And they’re incredibly versatile as good luck charms to ward off the elements. For example, if you’re worried about a sea voyage, take a hot cross bun with you, as it is claimed they will prevent the ship from being sunk. If you hang one in your kitchen, your house won’t catch fire, and as an added bonus, it will ensure you never bake a bad loaf of bread. It really is the Swiss Army knife of magic puddings.

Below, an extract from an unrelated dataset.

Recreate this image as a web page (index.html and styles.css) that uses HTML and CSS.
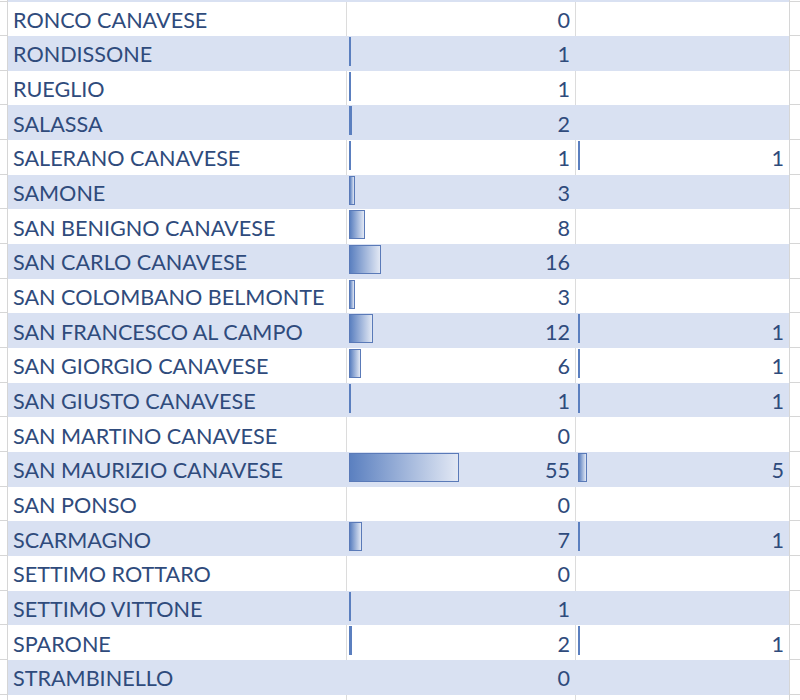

And there’s an old English superstition that claims that if you bake buns and serve them on Good Friday, they will not go off or mouldy for the rest of the year. And it is in this spirit that we offer the following recipe (from BBC Food). It only makes twelve buns, but if you’ve got the willpower to resist scoffing the lot, we put the theory to the test. Shall we?

You will need:

For the buns

  • 1.3lb strong white flour, plus extra for dusting
  • 1 tsp salt
  • 2 tsp ground mixed spice
  • 1.5 oz unsalted butter, cut into cubes, plus extra for greasing
  • 3oz sugar
  • 1 lemon (for zesting)
  • 1½ tsp fast-action yeast
  • 1 free-range egg
  • 10fl oz tepid milk
  • 4oz mixed dried fruit

For the glaze and cross

  • 2 tbsp plain flour
  • 1 tbsp golden syrup

What to do:

  • Sieve the flour, salt and ground mixed spice into a mixing bowl, then rub in the butter using your fingertips. Make a well in the centre of the mixture, then add the sugar and lemon zest and yeast.
  • Beat the egg and add to the flour with the tepid milk. Mix together to a form a soft, pliable dough.
  • Turn out the dough onto a lightly floured work surface. Carefully work the mixed dried fruit into the dough until well combined. Knead lightly for 5 minutes, or until smooth and elastic.
  • Grease a large, warm mixing bowl with butter. Shape the dough into a ball and place it into the prepared bowl, then cover with a clean tea towel and set aside in a warm place for one hour to prove.
  • Turn out the proved dough onto a lightly floured work surface and knock back the dough. Shape it into a ball again and return it to the bowl, then cover again with the tea towel and set aside for a further 30 minutes to rise.
  • Turn out the dough onto a lightly floured work surface and divide it into 12 equal pieces. Roll each piece into a ball, then flatten slightly into a bun shape using the palms of your hands. Cover the buns again with the tea towel and set aside to rest for 5-10 minutes.
  • Grease a baking tray with butter and transfer the buns to the tray. Wrap the tray with the buns on it loosely in greaseproof paper, then place inside a large polythene bag. Tie the end of the bag tightly so that no air can get in and set aside in a warm place for a further 40 minutes to rise.
  • Preheat the oven to 475F/240C.
  • Meanwhile, for the topping, mix the plain flour to a smooth paste with 2 tablespoons of cold water.
  • When the buns have risen, remove the polythene bag and the greaseproof paper. Spoon the flour mixture into a piping bag and pipe a cross on each bun. Gently warm the golden syrup.
  • Transfer the buns to the oven and bake for 8-12 minutes, or until pale golden-brown. As soon as you remove the buns from the oven, brush them with the golden syrup, then set aside to cool on a wire rack.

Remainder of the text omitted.